For the two days, she continued, the homeroom stayed together, and students met all the teachers in the building. Thus, she said, the students forged relationships with other people and would feel comfortable asking for help when needed. Furthermore, she said, the students know their secretaries, who can help them, too – the Directors of First Impressions.
Gebhardt said the school wanted the students to play, have fun, and connect with their classmates. In addition to the Glen Meadow Way, she said, the school requested each student be the best version of themselves, and said, “We’re going to help you.”

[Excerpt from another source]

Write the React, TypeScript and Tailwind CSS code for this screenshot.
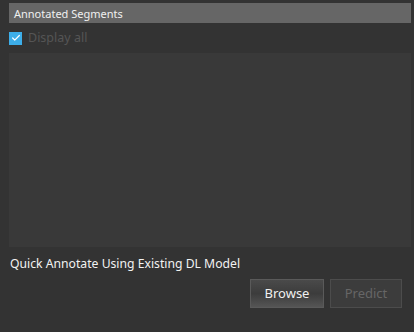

She also leveled her conversations during each class meeting, Gebhardt said, according to grade and expectations. During her eighth-grade class meeting, she told the students, “They are the upperclassmen. They are in training. It’s almost time for high school. They are picking high school classes in two months, so let’s get going. This is just a drill for high school. This is it, and we are going to do it together.”
As Gebhardt walked throughout the halls, students came to give her hugs. She commented that she had had all the students at Walnut Ridge.
She also commented about bulletin boards which students had completed during the summer, including “The power of yet. I can’t yet, but I will.”
Gebhardt added new signage to the building, including the name of the school, because she wanted to soften it. She said local artist Art Frisbie has painted in Walnut Ridge, Cedar Mountain, and now Glen Meadow, as she has transferred to different schools throughout the district.
"They want students to be happy, safe, and learning,” she said.
Art Teacher Sarah Ulrich taught students about unity. Part of her lesson included having each student color a unity pinwheel. The 700 pinwheels will then be placed in the main hall showcase.
Also, at one point in the two-day schedule, each graduating class lined up to form the number 24, 25, or 26 on the lawn, representing their class of 2024, 2025, or 2026. After students formed the shape of their graduating year, a drone took their picture.
In the hallway, the “Count Me In!” attendance prizes wait in a nearby showcase to be awarded to students.
“Please just come to school,” Gebhardt said.
Gebhardt said Superintendent Karen D’Avino endorsed the program, gave some ideas, and “they ran with it.”